Goal of the exercise
Work out how many lines of the material below mention the word "styles"; reply with the number only.
——
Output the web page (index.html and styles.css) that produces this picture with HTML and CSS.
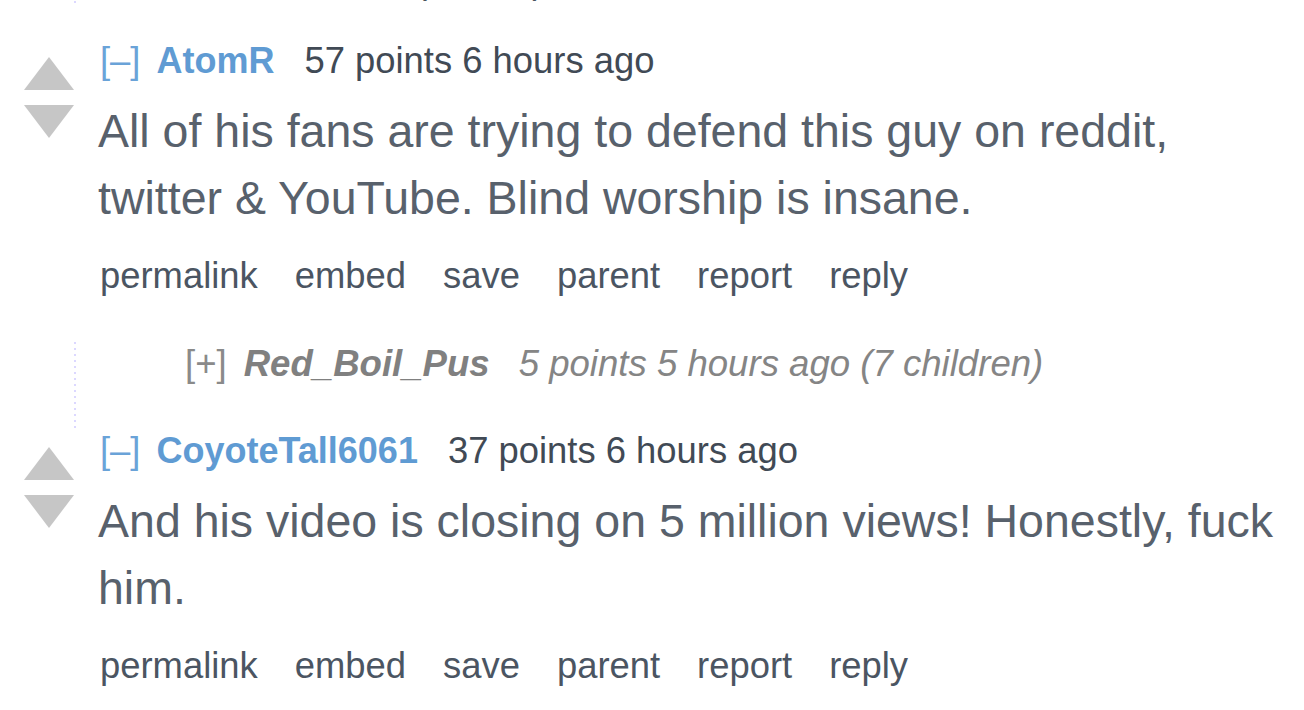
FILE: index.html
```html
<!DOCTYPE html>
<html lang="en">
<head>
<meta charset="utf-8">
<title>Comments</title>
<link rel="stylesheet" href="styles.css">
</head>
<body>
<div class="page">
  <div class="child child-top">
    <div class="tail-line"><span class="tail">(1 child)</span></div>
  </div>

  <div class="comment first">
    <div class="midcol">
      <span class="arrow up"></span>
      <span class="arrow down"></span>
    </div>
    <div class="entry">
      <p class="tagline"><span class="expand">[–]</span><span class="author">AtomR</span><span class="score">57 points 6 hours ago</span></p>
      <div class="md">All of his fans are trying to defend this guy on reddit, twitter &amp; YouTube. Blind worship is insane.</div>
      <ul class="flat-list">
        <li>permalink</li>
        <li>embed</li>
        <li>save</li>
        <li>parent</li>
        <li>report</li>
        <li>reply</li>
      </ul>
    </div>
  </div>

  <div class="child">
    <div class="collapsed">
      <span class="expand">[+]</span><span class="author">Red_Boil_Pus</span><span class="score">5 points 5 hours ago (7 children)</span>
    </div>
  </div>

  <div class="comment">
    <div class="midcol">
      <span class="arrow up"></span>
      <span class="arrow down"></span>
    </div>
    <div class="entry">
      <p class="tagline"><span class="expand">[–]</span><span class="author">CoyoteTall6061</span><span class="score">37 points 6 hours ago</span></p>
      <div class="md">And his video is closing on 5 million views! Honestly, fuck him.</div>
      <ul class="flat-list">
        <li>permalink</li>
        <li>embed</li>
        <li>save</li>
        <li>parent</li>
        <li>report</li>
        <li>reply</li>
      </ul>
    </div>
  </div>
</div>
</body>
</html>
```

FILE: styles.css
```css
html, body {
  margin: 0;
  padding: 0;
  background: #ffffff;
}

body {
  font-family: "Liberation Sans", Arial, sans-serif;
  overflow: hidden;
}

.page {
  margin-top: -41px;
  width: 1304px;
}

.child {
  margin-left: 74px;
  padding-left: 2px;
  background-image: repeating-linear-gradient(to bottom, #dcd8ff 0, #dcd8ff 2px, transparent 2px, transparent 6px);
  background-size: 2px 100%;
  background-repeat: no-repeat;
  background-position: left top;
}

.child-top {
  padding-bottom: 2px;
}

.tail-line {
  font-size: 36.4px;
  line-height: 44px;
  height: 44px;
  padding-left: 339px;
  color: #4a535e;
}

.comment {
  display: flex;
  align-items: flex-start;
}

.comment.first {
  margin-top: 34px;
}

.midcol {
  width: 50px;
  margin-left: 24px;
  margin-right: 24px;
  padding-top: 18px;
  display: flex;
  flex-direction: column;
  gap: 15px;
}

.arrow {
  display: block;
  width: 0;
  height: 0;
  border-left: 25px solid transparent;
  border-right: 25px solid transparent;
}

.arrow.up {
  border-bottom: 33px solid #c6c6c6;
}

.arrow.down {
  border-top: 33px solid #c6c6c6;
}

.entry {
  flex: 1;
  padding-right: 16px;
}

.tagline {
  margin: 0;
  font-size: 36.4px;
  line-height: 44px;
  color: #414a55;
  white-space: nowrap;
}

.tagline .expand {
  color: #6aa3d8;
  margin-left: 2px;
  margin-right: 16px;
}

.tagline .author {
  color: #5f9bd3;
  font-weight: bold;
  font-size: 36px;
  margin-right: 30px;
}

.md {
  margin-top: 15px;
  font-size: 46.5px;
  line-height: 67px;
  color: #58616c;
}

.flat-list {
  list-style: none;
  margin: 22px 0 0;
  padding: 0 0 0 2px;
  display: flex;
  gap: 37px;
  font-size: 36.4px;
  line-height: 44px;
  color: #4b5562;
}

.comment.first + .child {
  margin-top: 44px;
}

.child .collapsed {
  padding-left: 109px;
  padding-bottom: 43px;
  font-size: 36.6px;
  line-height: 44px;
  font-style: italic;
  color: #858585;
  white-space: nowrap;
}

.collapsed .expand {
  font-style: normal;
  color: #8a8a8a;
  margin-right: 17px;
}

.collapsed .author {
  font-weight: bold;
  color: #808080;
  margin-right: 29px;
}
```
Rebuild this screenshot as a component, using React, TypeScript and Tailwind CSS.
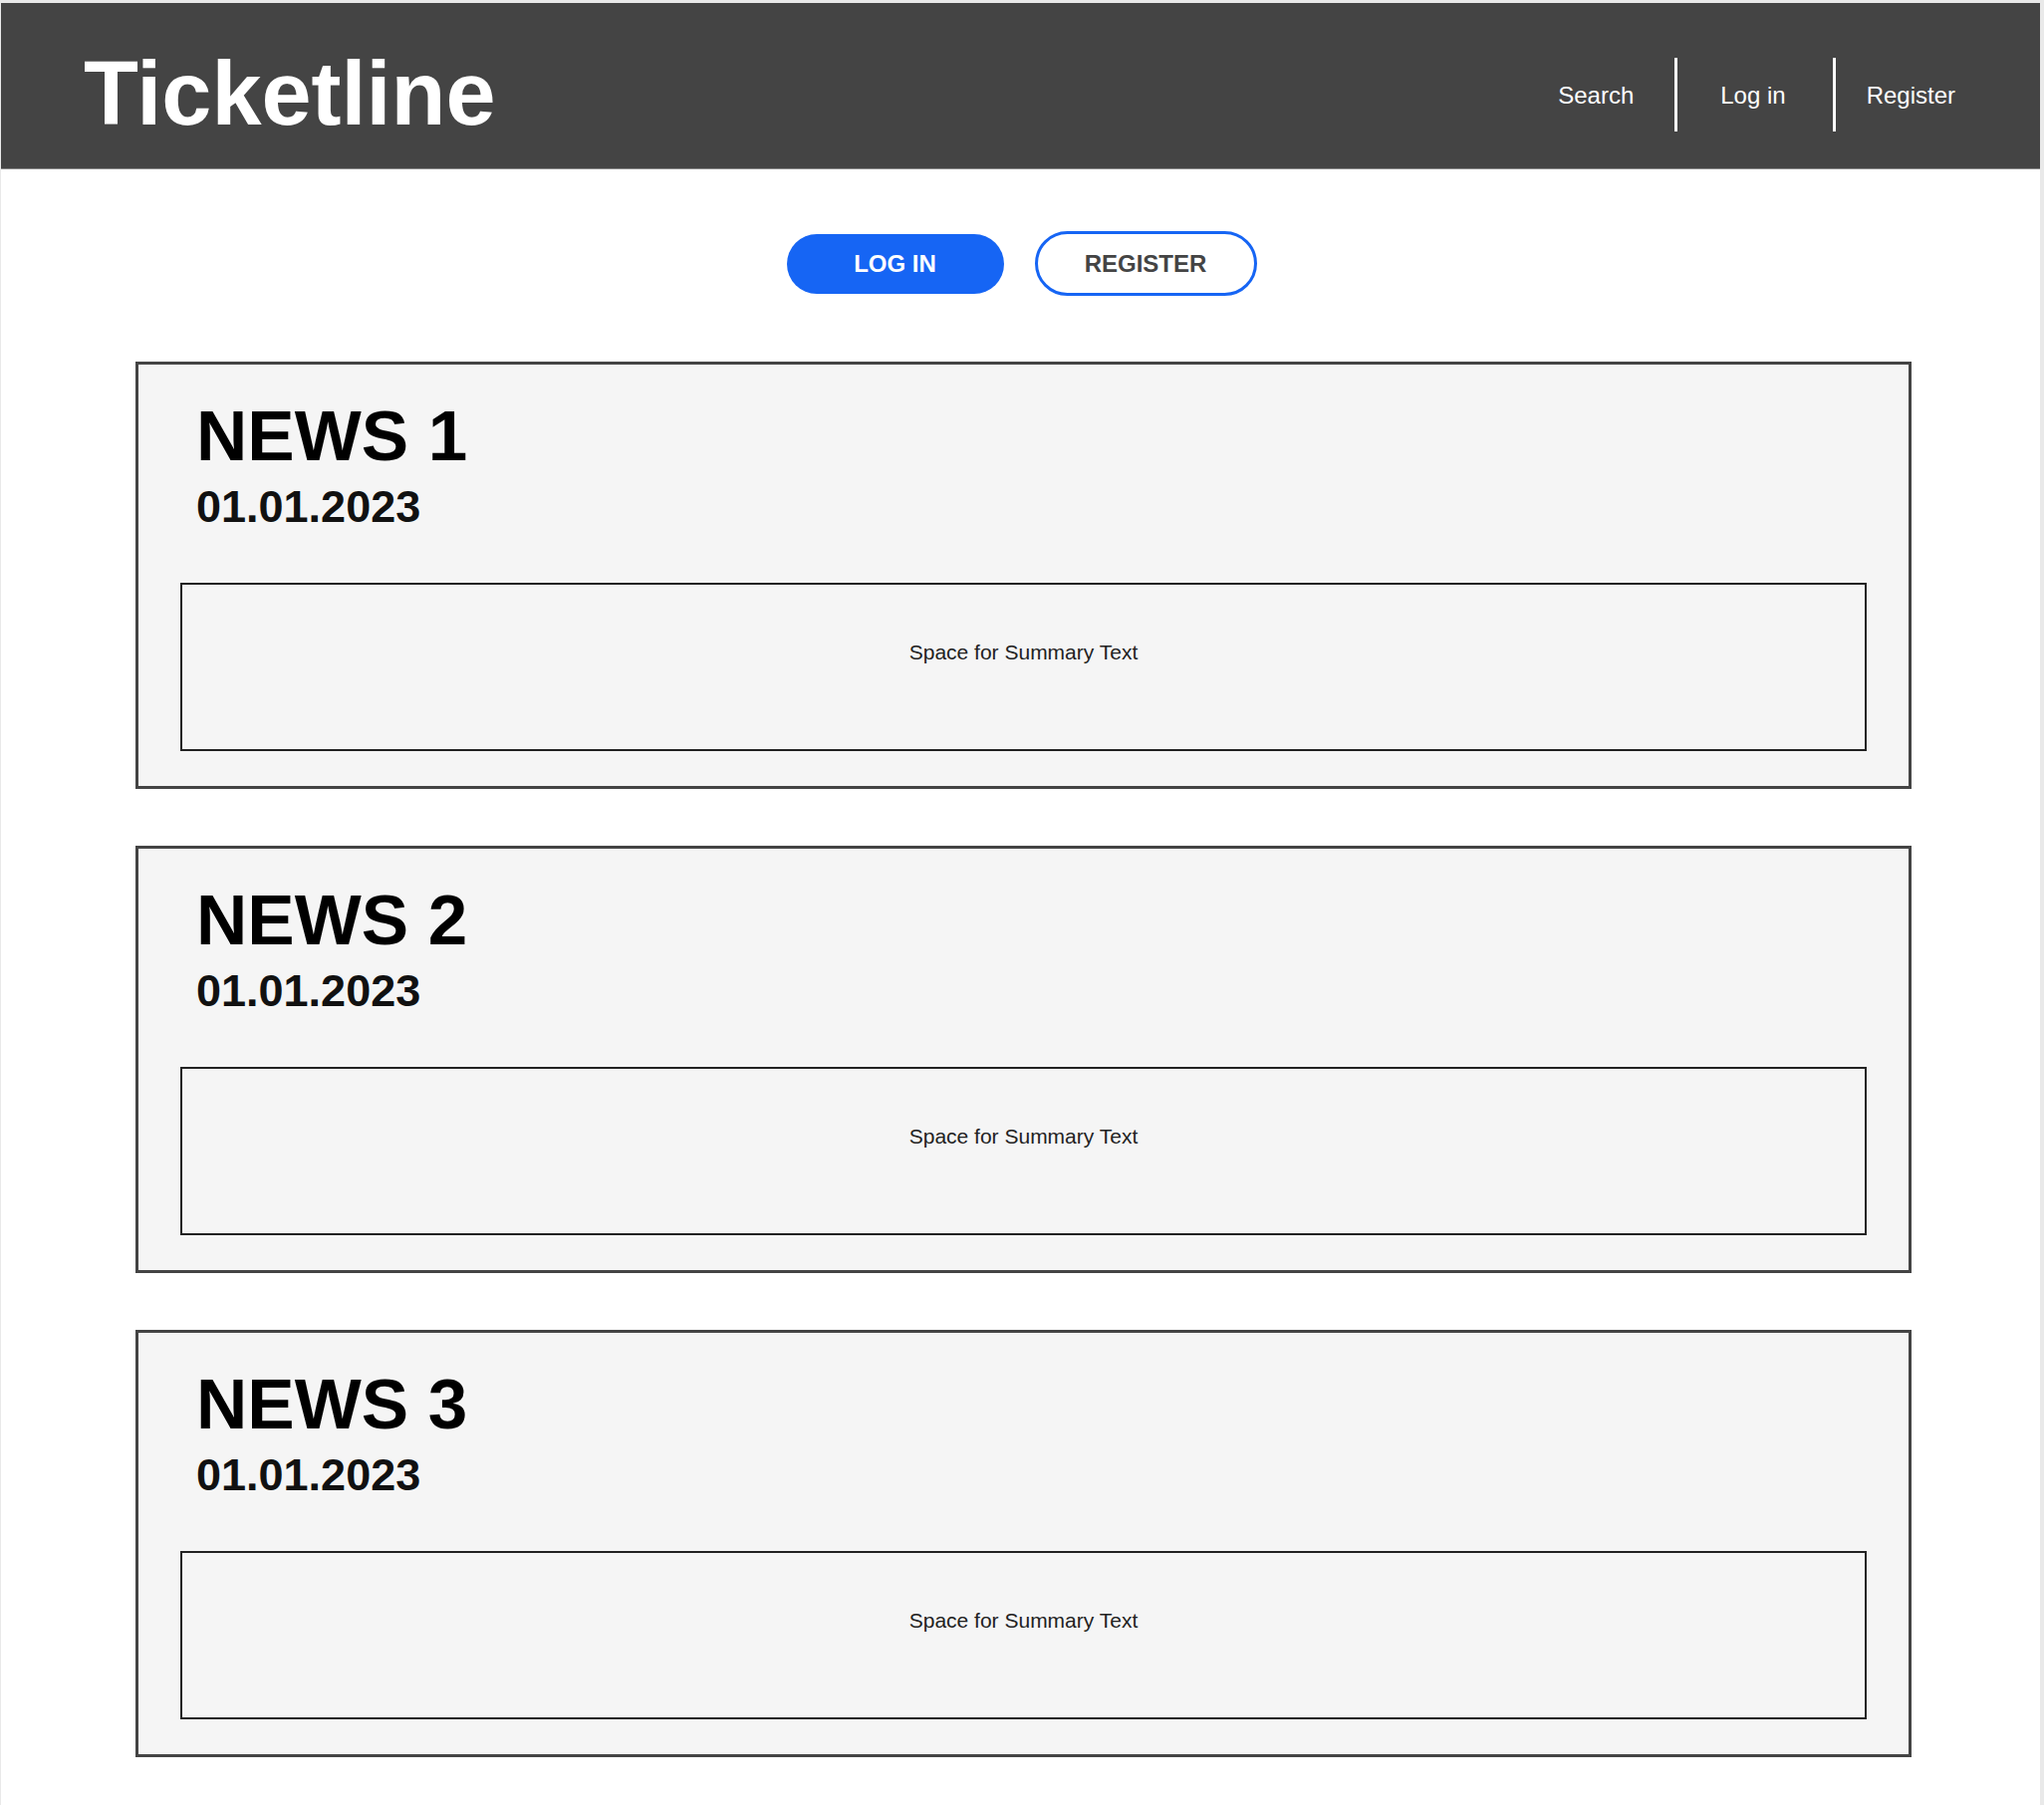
——
Complete response
3